This is a  real scenario not a theoretical one but have  Scottish Voters really understood the risks or have they merely been blindly misled and ill advised by the SNP for their own agenda. It's not the SNP MP's that could lose the roofs over their heads with £75 salaries and expense accounts but the families of ordinary working Scots. SNP MP's will have nothing to lose in this siuation but ordinary working families have everything to lose. With high interest rates and people rushing to sell to get out of ever rising debts House prices would also likely be hit hard , good for buyers , not good for forced sellers at all.

How would Scots really cope with a substantially higher Mortgage Interest Rate in Scotland than England  because this  is a very real potential result of breaking away from the UK's larger, more stable economy and broader Industrial base , my guess is that they would be less than happy ? Understatement ?  So why aren't Scots taking this whole issue seriously yet ?

Russian Interest rates http://www.global-rates.com/interest-rates/central-banks/central-bank-russia/cbr-interest-rate.aspx

Venezuela Interest rate (also has a large part of its Economy based on Oil )
http://www.tradingeconomics.com/venezuela/interest-rate

 Winners and Losers from falling Oil prices
http://www.bbc.co.uk/news/business-29643612

Why do Governments have to control the Interest Rate anyway ? :
Interest rates are one lever used to control the economy. The MPC's remit is to keep inflation near the official target of 2%. Raising the base rate should bring down inflation by encouraging saving and deterring people from borrowing - thus lowering demand for goods in the shops. Lowering rates should stimulate economic demand and push up prices, as consumers would be left with more disposable income after paying mortgage costs.
This base rate is used to calculate repayments for tracker and variable-rate mortgages. The interest rates paid on savings accounts should also move in line with the base rate, although retail banks are not obliged to pass on changes in full.
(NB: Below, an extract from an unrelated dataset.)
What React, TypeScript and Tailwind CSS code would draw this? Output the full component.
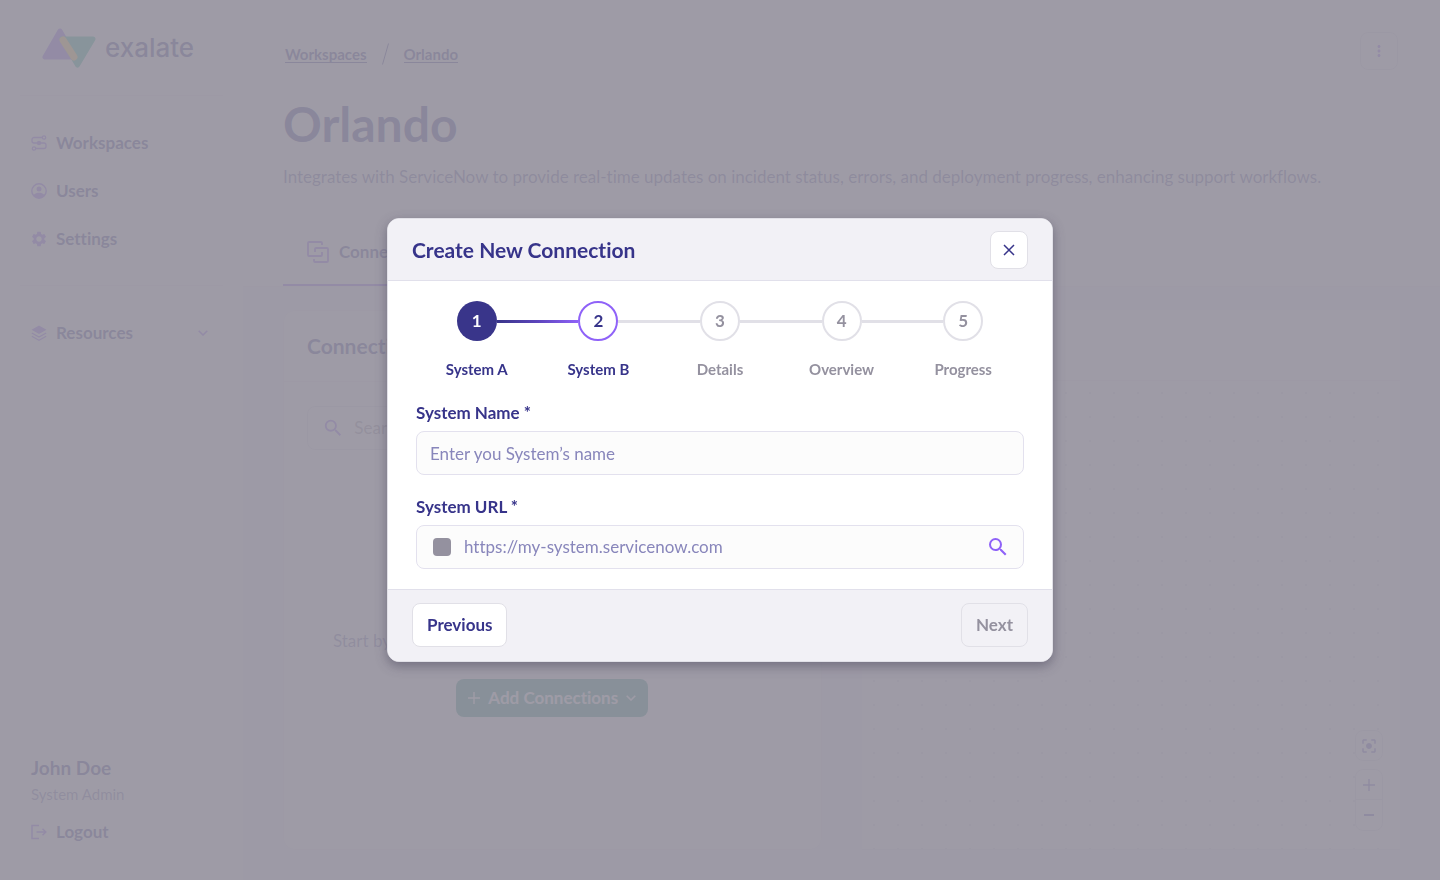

Another Youtube Video presentation on options for "A Scottish Currency" is here ...while viewing this video its very important to remember clearly what has happened to interest rates in Russia and other countries that have and are dependent on Oil as large parts of their GDP , Government budgets and therefore spending plans for their nations. World Financial Commodity shocks like for the price of Oil can and do cause countries to have long periods of high interest rates to protect their currencies which has been implictations for Mortgage holders https://www.youtube.com/watch?v=mBC0mLFz91o 


While younger Homeowners probably only remember lower levels of interests rates in recent times, they have been as high as 14% in the 1990's after ERM exit and over 12% in the 1970's, these were periods when many people struggled to keep up morgage payments and many of course evntually often lost their Homes.  Small countries generally have unstable and unpredictable economies, larger ones with a broader selection and number of Industries generally always fare better than smaller ones when economic winds blow hard.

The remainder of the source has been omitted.